* [Exercise goal]: Using the listing below, report all lines holding the word "this".

* [Extracted entries]:
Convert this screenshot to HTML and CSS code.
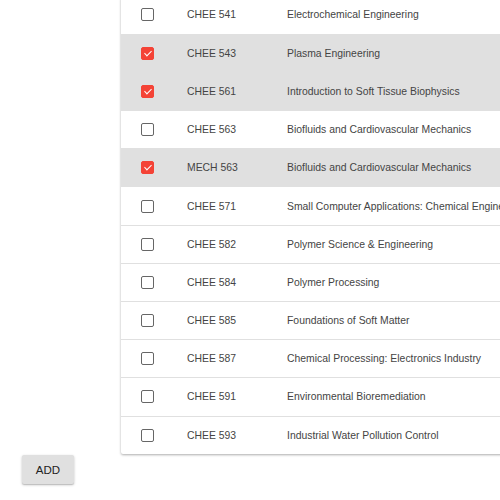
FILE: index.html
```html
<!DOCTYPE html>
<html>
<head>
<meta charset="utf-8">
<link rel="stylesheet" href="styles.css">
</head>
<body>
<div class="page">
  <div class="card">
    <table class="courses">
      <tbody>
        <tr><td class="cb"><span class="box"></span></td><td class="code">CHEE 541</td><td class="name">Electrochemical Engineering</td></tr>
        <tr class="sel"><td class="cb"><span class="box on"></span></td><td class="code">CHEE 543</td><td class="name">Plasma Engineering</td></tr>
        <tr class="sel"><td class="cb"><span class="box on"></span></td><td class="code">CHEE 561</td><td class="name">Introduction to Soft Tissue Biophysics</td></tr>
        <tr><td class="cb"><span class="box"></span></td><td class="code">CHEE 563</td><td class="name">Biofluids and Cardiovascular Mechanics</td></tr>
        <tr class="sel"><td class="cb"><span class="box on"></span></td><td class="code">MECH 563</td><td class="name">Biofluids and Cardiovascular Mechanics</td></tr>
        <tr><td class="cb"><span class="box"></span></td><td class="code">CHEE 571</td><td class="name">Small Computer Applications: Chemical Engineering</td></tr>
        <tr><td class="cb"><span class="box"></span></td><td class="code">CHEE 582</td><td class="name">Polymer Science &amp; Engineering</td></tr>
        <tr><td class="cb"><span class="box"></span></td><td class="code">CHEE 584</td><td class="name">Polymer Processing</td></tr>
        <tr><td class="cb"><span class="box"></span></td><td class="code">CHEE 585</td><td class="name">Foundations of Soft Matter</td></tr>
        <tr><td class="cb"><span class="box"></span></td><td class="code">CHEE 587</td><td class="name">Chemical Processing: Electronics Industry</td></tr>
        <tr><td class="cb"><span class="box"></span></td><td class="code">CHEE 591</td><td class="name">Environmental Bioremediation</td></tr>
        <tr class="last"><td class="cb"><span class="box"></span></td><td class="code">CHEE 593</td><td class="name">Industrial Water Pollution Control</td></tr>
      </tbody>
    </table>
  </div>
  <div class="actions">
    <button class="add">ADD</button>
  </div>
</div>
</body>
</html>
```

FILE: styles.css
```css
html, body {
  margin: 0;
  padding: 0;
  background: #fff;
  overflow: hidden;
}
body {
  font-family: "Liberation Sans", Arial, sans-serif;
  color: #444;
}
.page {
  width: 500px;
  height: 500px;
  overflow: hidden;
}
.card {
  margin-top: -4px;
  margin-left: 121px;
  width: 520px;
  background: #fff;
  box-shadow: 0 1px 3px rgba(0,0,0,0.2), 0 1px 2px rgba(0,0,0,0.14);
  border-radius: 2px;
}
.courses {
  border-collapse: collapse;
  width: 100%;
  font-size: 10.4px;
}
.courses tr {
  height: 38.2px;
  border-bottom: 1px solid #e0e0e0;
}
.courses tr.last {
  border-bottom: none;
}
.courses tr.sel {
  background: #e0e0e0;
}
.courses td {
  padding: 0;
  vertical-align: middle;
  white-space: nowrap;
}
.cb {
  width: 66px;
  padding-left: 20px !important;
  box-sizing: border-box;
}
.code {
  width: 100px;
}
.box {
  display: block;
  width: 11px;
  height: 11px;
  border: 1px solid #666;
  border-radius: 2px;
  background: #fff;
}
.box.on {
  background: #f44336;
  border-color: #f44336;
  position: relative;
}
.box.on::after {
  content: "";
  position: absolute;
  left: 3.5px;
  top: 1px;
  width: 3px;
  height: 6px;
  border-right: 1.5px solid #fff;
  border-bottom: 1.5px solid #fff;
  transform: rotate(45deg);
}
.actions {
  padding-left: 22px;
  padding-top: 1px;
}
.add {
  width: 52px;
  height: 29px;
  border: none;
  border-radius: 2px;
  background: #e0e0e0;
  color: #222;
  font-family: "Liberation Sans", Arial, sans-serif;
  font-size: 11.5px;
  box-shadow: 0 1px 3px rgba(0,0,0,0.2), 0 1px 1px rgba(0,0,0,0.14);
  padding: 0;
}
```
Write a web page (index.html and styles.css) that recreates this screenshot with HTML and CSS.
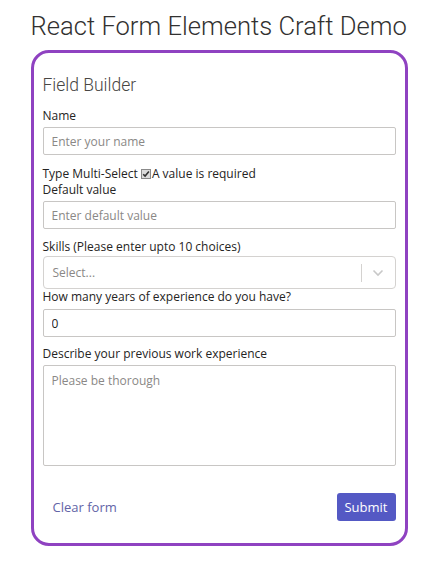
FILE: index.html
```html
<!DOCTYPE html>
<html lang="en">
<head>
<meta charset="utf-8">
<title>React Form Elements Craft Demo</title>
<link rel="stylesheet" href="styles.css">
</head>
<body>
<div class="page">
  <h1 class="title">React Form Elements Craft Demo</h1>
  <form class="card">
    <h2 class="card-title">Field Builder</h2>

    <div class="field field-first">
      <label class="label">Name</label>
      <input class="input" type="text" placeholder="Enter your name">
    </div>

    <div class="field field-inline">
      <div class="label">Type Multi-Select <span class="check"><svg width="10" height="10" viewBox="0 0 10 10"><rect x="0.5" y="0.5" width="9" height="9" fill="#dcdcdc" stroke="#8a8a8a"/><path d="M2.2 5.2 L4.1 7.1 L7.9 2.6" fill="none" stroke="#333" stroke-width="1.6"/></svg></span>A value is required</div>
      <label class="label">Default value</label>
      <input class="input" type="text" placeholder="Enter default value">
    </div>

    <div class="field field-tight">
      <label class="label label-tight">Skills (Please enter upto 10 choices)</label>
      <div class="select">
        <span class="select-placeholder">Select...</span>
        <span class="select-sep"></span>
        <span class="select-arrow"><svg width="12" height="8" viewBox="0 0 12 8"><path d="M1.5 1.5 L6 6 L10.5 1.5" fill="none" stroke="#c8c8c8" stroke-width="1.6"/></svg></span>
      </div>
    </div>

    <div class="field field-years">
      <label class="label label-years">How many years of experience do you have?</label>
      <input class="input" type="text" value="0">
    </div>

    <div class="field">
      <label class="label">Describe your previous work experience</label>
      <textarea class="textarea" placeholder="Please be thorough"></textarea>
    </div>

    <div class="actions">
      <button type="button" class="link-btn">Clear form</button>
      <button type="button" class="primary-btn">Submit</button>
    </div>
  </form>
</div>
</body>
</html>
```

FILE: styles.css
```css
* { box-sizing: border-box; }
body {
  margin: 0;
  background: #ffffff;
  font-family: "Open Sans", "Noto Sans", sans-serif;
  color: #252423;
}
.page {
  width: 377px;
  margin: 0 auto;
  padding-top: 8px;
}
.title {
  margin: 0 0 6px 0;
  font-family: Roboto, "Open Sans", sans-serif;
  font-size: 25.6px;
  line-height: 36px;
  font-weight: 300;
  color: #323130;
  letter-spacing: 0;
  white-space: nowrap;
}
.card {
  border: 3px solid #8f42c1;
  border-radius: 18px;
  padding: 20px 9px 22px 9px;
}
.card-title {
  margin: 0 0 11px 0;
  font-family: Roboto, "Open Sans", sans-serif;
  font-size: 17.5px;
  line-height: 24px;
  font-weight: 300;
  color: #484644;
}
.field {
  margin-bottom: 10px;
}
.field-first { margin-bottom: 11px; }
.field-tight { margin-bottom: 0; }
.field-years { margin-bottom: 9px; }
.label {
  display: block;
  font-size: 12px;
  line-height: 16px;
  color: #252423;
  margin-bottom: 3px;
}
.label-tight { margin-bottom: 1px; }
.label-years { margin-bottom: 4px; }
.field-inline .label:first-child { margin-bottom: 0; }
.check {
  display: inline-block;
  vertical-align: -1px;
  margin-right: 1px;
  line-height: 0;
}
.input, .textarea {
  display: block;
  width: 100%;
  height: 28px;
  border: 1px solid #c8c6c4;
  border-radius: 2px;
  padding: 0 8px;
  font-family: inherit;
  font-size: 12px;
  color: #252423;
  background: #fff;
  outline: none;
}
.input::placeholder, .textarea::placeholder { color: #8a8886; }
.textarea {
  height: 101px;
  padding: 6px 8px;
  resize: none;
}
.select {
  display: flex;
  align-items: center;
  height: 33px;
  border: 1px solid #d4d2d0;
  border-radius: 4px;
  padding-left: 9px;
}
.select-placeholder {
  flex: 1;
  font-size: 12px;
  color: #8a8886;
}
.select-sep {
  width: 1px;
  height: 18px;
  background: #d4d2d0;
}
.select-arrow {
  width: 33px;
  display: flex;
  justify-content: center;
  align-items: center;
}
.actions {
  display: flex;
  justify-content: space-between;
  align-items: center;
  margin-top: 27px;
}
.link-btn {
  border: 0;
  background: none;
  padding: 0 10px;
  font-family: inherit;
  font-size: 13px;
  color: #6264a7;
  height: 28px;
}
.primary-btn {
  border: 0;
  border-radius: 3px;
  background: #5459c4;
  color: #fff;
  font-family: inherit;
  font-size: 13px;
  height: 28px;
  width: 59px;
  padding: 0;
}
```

* [Solved exercise]:
Convert this screenshot to HTML and CSS code.
Write a web page (index.html and styles.css) that recreates this screenshot with HTML and CSS.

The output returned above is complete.